The solution came from Steve’s all time favourite recipe book, published in 1984 by the New Zealand Girl Guides – not something you can pick up in you local bookshop I’m afraid. One of the good things about using this book for the Basic Kitchen project is that it uses cups, so scales are not required. We did of course have to add a muffin tin to our collection of basic utensils, but it was well worth it considering that they are so cheap to make.
The book contains two versions of Bran Muffins – one of which is in the section on cooking for big events and asks you to mix in a ‘large bucket’, the other makes a rather more sensible number of muffins! Over the last few weeks I have tried both recipes, adapted and doctored them depending on what I have in the cupboard, and come up with the version below. The original recipes are at the bottom of the post – a big thank-you to the ladies who originally contributed the recipes to the book, and to the New Zealand Girl Guides who gave me permission to publish them here.
When we made the ‘mix in a bucket’ version a few weeks ago Steve calculated that they cost 7p a muffin. I haven’t calculated how much the recipe below costs, because my pregnancy brain is rebelling!
This recipe is fantastic for using up cereal which is going a little soft – a common occurrence for me since I don’t like breakfast very much! In the last few weeks I have made the muffins with ‘All-bran’ and with bran flakes which already had dried fruit added to it. I found that bran flakes needed a bit of crunching up before using.
- 1 teaspoon bicarbonate of soda (baking soda)
- 1 cup milk
- 1 heaped teaspoon instant coffee (optional)
- 2 Tablespoons golden syrup
- 2 Tablespoons butter
- 1 egg
- 1 cup flour
- 1/4 cup sugar (optional – I leave this out if I have included sugary dried fruit such as prunes, if I do add it I use dark sugar)
- 1 teaspoon baking powder
- 1 1/2 cups of bran
- a handful of dried fruit (something sticky and sweet such as prunes or dates work well)
Preheat the oven to 180oC.
First warm the milk, syrup and butter in a pan and dissolve the bicarb of soda and coffee into it (I just want to drink it at this stage!). Take the pan off the heat and then add the bran, crumbling it in your hands, so that it can begin to soften.
Mix the rest of the dried ingredients together, then mix in the egg and the milk mixture. Stir in the dried fruit.
Bake in the centre of the oven in lined muffin tins for approximately 15 minutes.
When cooked, remove onto a cooling rack. Once cool they can be stored in an airtight tin for up to a week.

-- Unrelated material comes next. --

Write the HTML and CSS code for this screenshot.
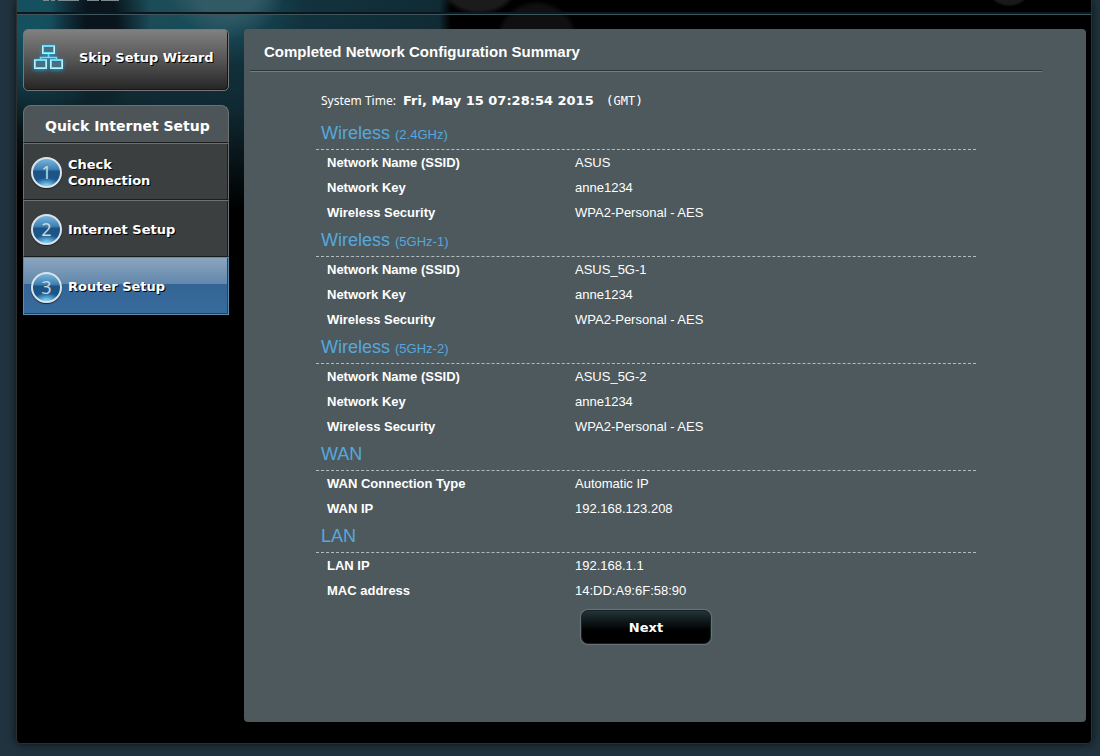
FILE: index.html
```
<!DOCTYPE html>
<html lang="en">
<head>
<meta charset="utf-8">
<meta name="viewport" content="width=device-width, initial-scale=1">
<title>Quick Internet Setup</title>
<link rel="stylesheet" href="styles.css">
</head>
<body>
<div class="frame">
  <header class="topbar">
    <svg class="brand" width="90" height="2" viewBox="0 0 90 2" aria-hidden="true"><path d="M6 0h6v1H6zM14 0h4v1h-4zM21 0h21v1H21zM50 0h12v1H50zM64 0h18v1H64z" fill="#7d8b8f"/></svg>
  </header>
  <div class="columns">
    <aside class="sidebar">
      <button class="skip" type="button">
        <svg width="40" height="34" viewBox="0 0 40 34" aria-hidden="true">
          <g class="skip-glow" fill="#45707f" stroke="#6bdcfb" stroke-width="2">
            <rect x="14" y="6" width="11" height="7"/>
            <rect x="6" y="20" width="11" height="8"/>
            <rect x="22" y="20" width="11" height="8"/>
            <path d="M19.500 14v4M11.500 20v-2.500h16V20" stroke-width="1.500" fill="none"/>
          </g>
          <path d="M13.500 6v7.500h12V6M5.500 20v8.500h12V20M21.500 20v8.500h12V20" stroke="#b4f3ff" fill="none"/>
        </svg>
        <span>Skip Setup Wizard</span>
      </button>
      <nav class="menu" aria-label="Quick Internet Setup">
        <h2 class="menu-title">Quick Internet Setup</h2>
        <a class="step" href="#check"><span class="num">1</span><span class="step-name">Check Connection</span></a>
        <a class="step" href="#internet"><span class="num">2</span><span class="step-name">Internet Setup</span></a>
        <a class="step active" href="#router" aria-current="step"><span class="num">3</span><span class="step-name">Router Setup</span></a>
      </nav>
    </aside>
    <main class="panel">
      <h1 class="title">Completed Network Configuration Summary</h1>
      <div class="summary">
        <p class="time">System Time: <b>Fri, May 15 07:28:54 2015</b><span class="zone">(<span class="zone-name">GMT</span>)</span></p>
        <section>
          <h3>Wireless <small>(2.4GHz)</small></h3>
          <table>
            <tr><th scope="row">Network Name (SSID)</th><td>ASUS</td></tr>
            <tr><th scope="row">Network Key</th><td>anne1234</td></tr>
            <tr><th scope="row">Wireless Security</th><td>WPA2-Personal - AES</td></tr>
          </table>
        </section>
        <section>
          <h3>Wireless <small>(5GHz-1)</small></h3>
          <table>
            <tr><th scope="row">Network Name (SSID)</th><td>ASUS_5G-1</td></tr>
            <tr><th scope="row">Network Key</th><td>anne1234</td></tr>
            <tr><th scope="row">Wireless Security</th><td>WPA2-Personal - AES</td></tr>
          </table>
        </section>
        <section>
          <h3>Wireless <small>(5GHz-2)</small></h3>
          <table>
            <tr><th scope="row">Network Name (SSID)</th><td>ASUS_5G-2</td></tr>
            <tr><th scope="row">Network Key</th><td>anne1234</td></tr>
            <tr><th scope="row">Wireless Security</th><td>WPA2-Personal - AES</td></tr>
          </table>
        </section>
        <section>
          <h3>WAN</h3>
          <table>
            <tr><th scope="row">WAN Connection Type</th><td>Automatic IP</td></tr>
            <tr><th scope="row">WAN IP</th><td>192.168.123.208</td></tr>
          </table>
        </section>
        <section>
          <h3>LAN</h3>
          <table>
            <tr><th scope="row">LAN IP</th><td>192.168.1.1</td></tr>
            <tr><th scope="row">MAC address</th><td>14:DD:A9:6F:58:90</td></tr>
          </table>
        </section>
        <button class="next" type="button">Next</button>
      </div>
    </main>
  </div>
</div>
</body>
</html>
```
FILE: styles.css
```
* {
  box-sizing: border-box;
}

body {
  margin: 0;
  padding: 0 8px 12px 16px;
  background: #21333e;
  color: #fff;
  font-family: "Liberation Sans", Arial, sans-serif;
  font-size: 13px;
}

h1, h2, h3, p {
  margin: 0;
}

.frame {
  border: 1px solid #2f2f2f;
  border-top: 0;
  border-radius: 0 0 5px 5px;
  box-shadow: 0 0 8px #0a1218;
  background:
    radial-gradient(circle at 992px -18px, #191919 22px, transparent 25px),
    radial-gradient(circle at 462px -30px, #1b1b1c 40px, transparent 46px),
    radial-gradient(circle at 520px 42px, #101010 36px, transparent 42px),
    radial-gradient(circle at 560px 20px, #000 126px, transparent 138px),
    radial-gradient(ellipse 50px 90px at 84px 20px, rgba(9, 18, 27, 0.95) 30%, transparent),
    radial-gradient(circle at 210px -22px, rgba(53, 92, 103, 0.9) 36px, transparent 62px),
    radial-gradient(circle at 130px -10px, #1b4c57 36px, transparent 48px),
    radial-gradient(ellipse 110px 55px at 180px 14px, #184c59 30%, transparent),
    radial-gradient(ellipse 90px 120px at 10px 10px, #15505f 20%, transparent),
    radial-gradient(ellipse 460px 210px at 210px 0, #123744 0, #102a33 50%, transparent),
    #000;
}

.topbar {
  height: 15px;
  padding-left: 20px;
  border-bottom: 1px solid #3c555f;
  box-shadow: inset 0 -2px #0b171c;
}

.brand {
  display: block;
}

.columns {
  display: flex;
  gap: 15px;
  padding: 14px 5px 21px 6px;
}

.sidebar {
  flex: 0 0 206px;
  font-family: Verdana, "DejaVu Sans", sans-serif;
}

.skip {
  display: flex;
  align-items: center;
  gap: 10px;
  width: 100%;
  height: 62px;
  margin-bottom: 14px;
  padding: 0 5px 6px;
  border: 1px solid #777;
  border-radius: 5px;
  background: linear-gradient(#808080, #555 50%, #252525);
  box-shadow: inset -1px -1px #161616;
  color: #fff;
  font: bold 13px Verdana, "DejaVu Sans", sans-serif;
  text-shadow: 1px 1px #000;
  white-space: nowrap;
}

.skip-glow {
  filter: drop-shadow(0 1px 2px #1b9bd0);
}

.menu-title {
  height: 38px;
  padding-left: 21px;
  border: 1px solid #6b7172;
  border-bottom-color: #1a1d1e;
  border-radius: 8px 8px 0 0;
  background: #4d5558;
  font-size: 14px;
  line-height: 40px;
  white-space: nowrap;
}

.step {
  display: flex;
  align-items: center;
  gap: 6px;
  height: 57px;
  padding: 2px 0 0 7px;
  border: 1px solid #6b7172;
  border-bottom-color: #1a1d1e;
  background: #3b3f40;
  box-shadow: inset -1px 0 #1a1d1e;
  color: #fff;
  font-size: 13px;
  font-weight: bold;
  line-height: 16px;
  text-decoration: none;
  text-shadow: 1px 1px #000;
}

.step-name {
  max-width: 110px;
}

.step.active {
  height: 58px;
  border-color: #5c8eae;
  background: linear-gradient(#8aa5bf, #6288ab 46%, #336494 46%, #386c9e);
  box-shadow: inset -1px -1px #23425f;
}

.num {
  flex: 0 0 31px;
  height: 31px;
  border: 2px solid #d8e3ea;
  border-radius: 50%;
  background:
    radial-gradient(ellipse 14px 8px at 50% 100%, #75c5ef 20%, transparent),
    linear-gradient(#78b5dc, #3f81b3 38%, #1b5384 46%, #1c5a90);
  box-shadow: 0 1px 1px #222;
  color: #ccd6df;
  font: 18px/26px "Noto Sans", "Open Sans", sans-serif;
  text-align: center;
  text-shadow: none;
}

.panel {
  flex: 1;
  min-width: 0;
  padding: 0 44px 78px 6px;
  border-radius: 4px;
  background: #4d595d;
}

.title {
  height: 43px;
  padding-left: 14px;
  border-bottom: 1px solid #737e83;
  box-shadow: inset 0 -1px #29343a;
  font-size: 15px;
  line-height: 46px;
}

.summary {
  padding: 15px 66px 0;
}

.time {
  height: 31px;
  padding-left: 5px;
  font: 12px/28px "Noto Sans", "Open Sans", sans-serif;
}

.time b {
  padding: 0 12px 0 4px;
  font: bold 13px/28px Verdana, "DejaVu Sans", sans-serif;
}

.zone {
  font: 13px/28px "DejaVu Sans Mono", monospace;
}

.zone-name {
  font-size: 12px;
}

h3 {
  height: 32px;
  padding-left: 5px;
  border-bottom: 1px dashed #b5babc;
  color: #56a8dd;
  font-size: 18px;
  font-weight: normal;
  line-height: 30px;
}

h3 small {
  font-size: 13px;
}

table {
  width: 100%;
  border-collapse: collapse;
  table-layout: fixed;
}

th, td {
  height: 25px;
  padding: 0;
  text-align: left;
}

th {
  width: 259px;
  padding-left: 11px;
}

.next {
  display: block;
  width: 130px;
  height: 34px;
  margin: 7px auto 0;
  border: 1px solid #182326;
  border-radius: 7px;
  background: linear-gradient(#223439, #000 60%);
  box-shadow: 0 0 1px 1px #68757a;
  color: #fff;
  font: bold 13px Verdana, "DejaVu Sans", sans-serif;
}
```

I have to say that I am usually pretty rubbish at making myself eat breakfast, so I am rather pleased with this little number which I made up last week when I realised that buying a pastry on the way to work wasn’t an option with my £5 a week budget! The apples I used came from my parents apple trees – hence the winter wrinkles.
- One cooking apple
- 1/3 cup oats
- 1/3 cup roughly chopped walnuts
- 1/3 cup sultanas
- 1/2 tsp dried ginger
This can be made either in a pan on the hob, or in the microwave. The first time I made it I (somewhat miraculously) had time to make it on the hob before I left the house. The following morning was a bit more ‘situation normal’ however, so I took all the ingredients with me and made it in the microwave at work and had a number of rather jealous people peering over my shoulder.
Chop and peel the apple and put it in either a small saucepan or a microwave-proof bowl. Add a splash of boiling water, the fruit and the dried ginger and cook for a couple of minutes.
Add the oats and chopped nuts, stir, and cook for another couple of minutes adding a splash more water if it looks a bit dry.
Taste and add a little sugar if necessary (depending on the sweetness of the apple and your tastebuds) and enjoy with a steaming mug of coffee.